Information shown:
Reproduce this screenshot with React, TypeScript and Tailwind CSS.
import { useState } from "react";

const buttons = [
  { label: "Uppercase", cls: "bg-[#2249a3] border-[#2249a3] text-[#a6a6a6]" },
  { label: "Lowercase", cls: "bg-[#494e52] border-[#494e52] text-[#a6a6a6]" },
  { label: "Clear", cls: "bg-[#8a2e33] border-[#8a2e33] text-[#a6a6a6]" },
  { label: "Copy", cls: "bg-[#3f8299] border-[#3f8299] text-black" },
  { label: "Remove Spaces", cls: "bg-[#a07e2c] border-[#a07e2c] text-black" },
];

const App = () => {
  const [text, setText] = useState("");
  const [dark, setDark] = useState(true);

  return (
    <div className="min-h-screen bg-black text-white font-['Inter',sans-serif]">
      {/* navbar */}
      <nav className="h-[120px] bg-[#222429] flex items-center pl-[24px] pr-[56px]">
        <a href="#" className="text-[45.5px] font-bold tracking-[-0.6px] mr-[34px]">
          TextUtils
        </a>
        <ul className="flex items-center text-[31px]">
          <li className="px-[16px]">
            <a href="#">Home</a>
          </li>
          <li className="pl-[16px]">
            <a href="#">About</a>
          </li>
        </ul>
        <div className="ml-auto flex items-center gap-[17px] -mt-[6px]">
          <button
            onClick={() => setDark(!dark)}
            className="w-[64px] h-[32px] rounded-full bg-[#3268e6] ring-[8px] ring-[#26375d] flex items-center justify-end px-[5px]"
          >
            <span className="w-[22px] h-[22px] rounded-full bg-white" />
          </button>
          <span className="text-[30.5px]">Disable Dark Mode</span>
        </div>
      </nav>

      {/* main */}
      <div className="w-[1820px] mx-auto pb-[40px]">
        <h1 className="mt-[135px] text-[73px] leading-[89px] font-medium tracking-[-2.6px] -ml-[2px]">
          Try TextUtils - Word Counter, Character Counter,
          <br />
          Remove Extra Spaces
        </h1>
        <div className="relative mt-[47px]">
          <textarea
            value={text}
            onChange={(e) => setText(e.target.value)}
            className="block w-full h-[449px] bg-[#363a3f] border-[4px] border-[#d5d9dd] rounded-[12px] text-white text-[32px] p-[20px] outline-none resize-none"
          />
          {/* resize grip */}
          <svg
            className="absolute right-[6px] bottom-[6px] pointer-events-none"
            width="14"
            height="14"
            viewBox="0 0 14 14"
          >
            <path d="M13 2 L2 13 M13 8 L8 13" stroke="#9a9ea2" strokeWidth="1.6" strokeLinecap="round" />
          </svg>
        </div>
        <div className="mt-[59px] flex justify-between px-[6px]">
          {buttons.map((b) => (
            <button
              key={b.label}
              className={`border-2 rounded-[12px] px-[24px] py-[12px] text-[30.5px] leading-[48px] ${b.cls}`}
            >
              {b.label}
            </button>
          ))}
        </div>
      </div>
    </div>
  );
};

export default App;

--

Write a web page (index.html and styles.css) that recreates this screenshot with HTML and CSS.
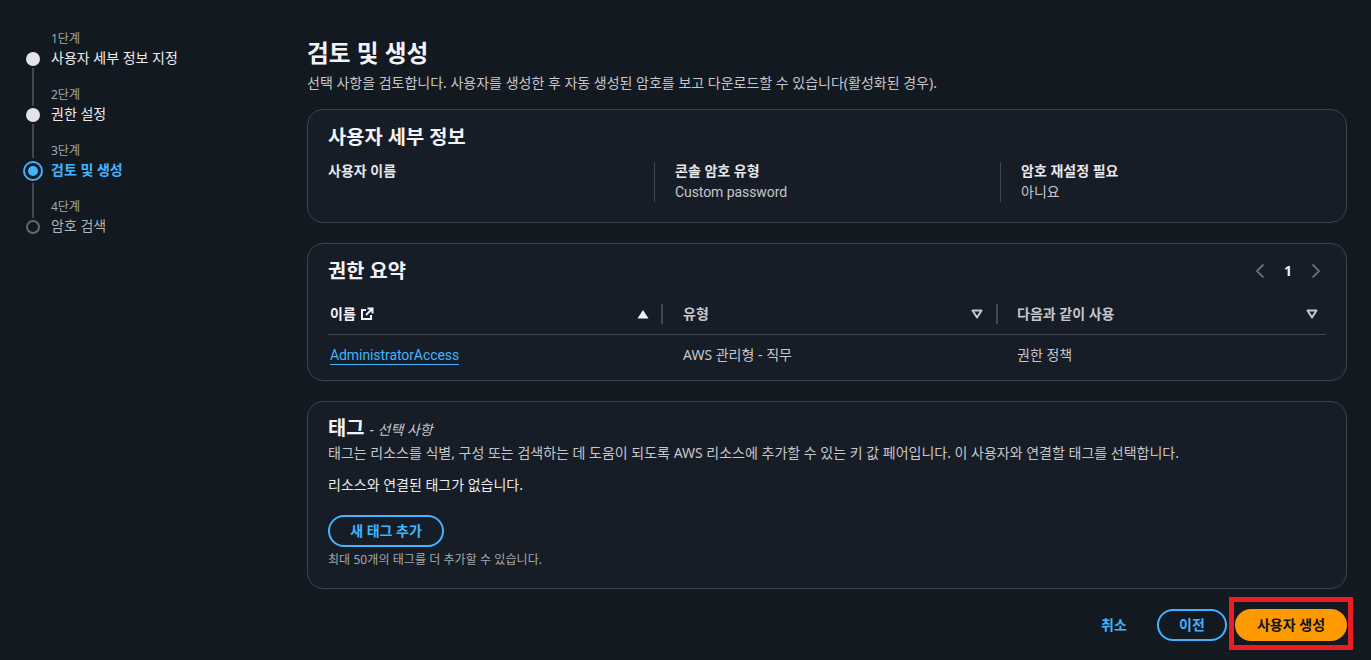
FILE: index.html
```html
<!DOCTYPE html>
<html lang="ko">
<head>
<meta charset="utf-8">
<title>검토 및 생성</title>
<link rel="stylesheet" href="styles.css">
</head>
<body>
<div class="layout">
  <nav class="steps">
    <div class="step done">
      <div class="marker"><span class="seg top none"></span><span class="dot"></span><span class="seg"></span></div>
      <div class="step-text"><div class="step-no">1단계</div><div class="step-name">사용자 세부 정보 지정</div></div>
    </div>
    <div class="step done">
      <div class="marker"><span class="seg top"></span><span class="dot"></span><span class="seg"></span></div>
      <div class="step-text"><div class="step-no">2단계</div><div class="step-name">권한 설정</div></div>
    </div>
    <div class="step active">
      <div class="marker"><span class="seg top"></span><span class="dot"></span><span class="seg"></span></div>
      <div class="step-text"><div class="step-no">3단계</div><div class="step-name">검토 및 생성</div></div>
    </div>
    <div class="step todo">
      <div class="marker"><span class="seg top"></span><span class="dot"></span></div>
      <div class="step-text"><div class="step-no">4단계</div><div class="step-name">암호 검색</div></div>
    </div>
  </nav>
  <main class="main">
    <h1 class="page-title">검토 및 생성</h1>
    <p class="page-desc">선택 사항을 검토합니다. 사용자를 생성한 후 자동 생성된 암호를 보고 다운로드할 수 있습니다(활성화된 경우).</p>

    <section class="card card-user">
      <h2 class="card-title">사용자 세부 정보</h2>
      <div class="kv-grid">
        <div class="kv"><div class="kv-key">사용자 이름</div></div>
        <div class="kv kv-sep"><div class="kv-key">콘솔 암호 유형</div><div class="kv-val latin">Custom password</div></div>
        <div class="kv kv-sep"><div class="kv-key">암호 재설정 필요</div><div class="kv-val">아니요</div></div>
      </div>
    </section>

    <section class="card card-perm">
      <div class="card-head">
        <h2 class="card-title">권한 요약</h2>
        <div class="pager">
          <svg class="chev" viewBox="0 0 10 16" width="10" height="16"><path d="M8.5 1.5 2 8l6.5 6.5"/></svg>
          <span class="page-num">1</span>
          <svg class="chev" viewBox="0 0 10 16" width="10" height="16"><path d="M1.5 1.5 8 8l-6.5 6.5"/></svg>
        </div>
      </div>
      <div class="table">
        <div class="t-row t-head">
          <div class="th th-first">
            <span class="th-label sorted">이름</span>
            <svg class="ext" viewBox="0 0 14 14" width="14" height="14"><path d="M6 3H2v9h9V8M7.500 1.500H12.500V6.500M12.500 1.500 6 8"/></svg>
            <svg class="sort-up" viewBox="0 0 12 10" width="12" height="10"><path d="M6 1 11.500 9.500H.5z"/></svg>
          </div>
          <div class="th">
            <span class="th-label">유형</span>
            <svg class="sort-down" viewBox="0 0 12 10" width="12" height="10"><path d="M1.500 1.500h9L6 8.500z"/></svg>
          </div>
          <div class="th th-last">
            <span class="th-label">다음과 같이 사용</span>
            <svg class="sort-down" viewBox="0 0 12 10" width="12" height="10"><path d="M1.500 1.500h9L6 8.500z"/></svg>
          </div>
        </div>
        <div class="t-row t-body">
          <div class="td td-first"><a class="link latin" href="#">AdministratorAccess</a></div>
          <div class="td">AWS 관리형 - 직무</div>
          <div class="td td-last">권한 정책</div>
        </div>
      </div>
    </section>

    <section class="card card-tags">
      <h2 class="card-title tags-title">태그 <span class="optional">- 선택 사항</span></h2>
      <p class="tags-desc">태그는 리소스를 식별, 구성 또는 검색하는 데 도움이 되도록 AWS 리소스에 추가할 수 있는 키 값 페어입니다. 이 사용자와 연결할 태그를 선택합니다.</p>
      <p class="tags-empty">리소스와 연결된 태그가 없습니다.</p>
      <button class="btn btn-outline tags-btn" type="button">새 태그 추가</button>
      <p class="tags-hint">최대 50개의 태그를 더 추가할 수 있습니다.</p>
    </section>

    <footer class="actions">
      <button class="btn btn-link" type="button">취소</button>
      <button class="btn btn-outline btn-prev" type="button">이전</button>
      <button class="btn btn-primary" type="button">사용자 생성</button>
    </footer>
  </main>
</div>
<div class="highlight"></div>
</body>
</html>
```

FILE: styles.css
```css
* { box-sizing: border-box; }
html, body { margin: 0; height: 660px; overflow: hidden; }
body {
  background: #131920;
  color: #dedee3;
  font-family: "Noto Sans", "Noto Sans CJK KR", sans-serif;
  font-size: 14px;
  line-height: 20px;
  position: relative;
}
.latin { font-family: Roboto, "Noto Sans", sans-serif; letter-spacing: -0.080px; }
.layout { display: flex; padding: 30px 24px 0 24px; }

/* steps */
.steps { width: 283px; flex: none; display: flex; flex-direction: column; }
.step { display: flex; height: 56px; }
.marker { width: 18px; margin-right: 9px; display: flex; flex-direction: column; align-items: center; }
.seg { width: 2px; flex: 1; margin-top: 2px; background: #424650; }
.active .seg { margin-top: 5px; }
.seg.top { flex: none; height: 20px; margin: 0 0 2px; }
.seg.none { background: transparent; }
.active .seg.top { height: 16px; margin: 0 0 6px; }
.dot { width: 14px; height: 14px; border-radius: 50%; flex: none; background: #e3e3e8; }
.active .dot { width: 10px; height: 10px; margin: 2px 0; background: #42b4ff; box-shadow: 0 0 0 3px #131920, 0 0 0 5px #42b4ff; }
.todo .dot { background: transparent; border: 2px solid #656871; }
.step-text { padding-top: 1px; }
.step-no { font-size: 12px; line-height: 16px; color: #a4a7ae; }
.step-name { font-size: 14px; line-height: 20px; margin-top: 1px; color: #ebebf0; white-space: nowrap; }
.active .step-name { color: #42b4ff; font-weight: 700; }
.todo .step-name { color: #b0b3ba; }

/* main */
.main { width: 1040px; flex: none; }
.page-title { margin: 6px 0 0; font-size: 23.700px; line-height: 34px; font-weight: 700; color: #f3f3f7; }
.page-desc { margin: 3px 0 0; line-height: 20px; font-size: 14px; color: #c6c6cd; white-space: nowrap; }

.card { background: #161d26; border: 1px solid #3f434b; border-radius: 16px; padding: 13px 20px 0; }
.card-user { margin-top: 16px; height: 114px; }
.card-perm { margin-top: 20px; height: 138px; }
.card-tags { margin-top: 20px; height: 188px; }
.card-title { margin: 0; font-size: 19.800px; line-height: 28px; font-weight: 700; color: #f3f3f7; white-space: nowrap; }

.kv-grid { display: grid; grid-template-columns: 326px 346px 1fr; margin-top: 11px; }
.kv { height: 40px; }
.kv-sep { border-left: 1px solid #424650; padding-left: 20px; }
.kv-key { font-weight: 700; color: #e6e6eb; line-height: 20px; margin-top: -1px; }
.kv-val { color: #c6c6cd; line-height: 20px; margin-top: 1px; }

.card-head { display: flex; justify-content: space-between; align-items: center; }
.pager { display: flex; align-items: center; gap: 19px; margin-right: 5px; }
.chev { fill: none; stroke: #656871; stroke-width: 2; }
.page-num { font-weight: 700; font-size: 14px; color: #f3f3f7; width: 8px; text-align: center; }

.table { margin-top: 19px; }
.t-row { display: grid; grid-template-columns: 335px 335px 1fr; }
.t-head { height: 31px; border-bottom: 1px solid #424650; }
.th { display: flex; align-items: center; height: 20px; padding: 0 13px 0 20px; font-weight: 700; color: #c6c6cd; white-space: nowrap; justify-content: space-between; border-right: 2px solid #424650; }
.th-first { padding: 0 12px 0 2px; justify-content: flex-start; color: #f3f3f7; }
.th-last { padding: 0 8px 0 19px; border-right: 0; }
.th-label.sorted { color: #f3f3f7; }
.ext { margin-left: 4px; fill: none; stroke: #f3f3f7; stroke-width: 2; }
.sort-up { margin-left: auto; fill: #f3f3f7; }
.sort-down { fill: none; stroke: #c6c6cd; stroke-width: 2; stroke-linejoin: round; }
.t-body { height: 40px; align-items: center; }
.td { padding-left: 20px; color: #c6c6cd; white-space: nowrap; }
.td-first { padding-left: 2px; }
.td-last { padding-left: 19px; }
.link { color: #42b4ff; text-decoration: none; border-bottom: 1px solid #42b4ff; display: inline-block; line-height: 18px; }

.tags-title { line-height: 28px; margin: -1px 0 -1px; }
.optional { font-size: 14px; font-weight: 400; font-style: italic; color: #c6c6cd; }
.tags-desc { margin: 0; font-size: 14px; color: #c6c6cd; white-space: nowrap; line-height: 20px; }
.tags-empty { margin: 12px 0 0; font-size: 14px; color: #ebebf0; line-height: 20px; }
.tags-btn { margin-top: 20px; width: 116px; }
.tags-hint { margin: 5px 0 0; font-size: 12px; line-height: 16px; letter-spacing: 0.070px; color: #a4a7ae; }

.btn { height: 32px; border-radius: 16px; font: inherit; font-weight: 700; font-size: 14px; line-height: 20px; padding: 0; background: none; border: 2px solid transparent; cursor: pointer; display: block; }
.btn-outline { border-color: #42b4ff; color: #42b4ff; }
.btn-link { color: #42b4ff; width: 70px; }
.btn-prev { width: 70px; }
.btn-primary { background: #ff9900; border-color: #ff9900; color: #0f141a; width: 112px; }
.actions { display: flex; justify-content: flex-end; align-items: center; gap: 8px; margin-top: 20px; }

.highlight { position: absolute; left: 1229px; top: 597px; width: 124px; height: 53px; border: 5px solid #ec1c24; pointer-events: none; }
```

What you should do:
Produce only the lines from the line containing "Reproduce this screenshot" through the line containing "const [dark, setDark] = useState(true);", inclusive of both, exactly as they stand in the entries above.

Output for this task:
Reproduce this screenshot with React, TypeScript and Tailwind CSS.
import { useState } from "react";

const buttons = [
  { label: "Uppercase", cls: "bg-[#2249a3] border-[#2249a3] text-[#a6a6a6]" },
  { label: "Lowercase", cls: "bg-[#494e52] border-[#494e52] text-[#a6a6a6]" },
  { label: "Clear", cls: "bg-[#8a2e33] border-[#8a2e33] text-[#a6a6a6]" },
  { label: "Copy", cls: "bg-[#3f8299] border-[#3f8299] text-black" },
  { label: "Remove Spaces", cls: "bg-[#a07e2c] border-[#a07e2c] text-black" },
];

const App = () => {
  const [text, setText] = useState("");
  const [dark, setDark] = useState(true);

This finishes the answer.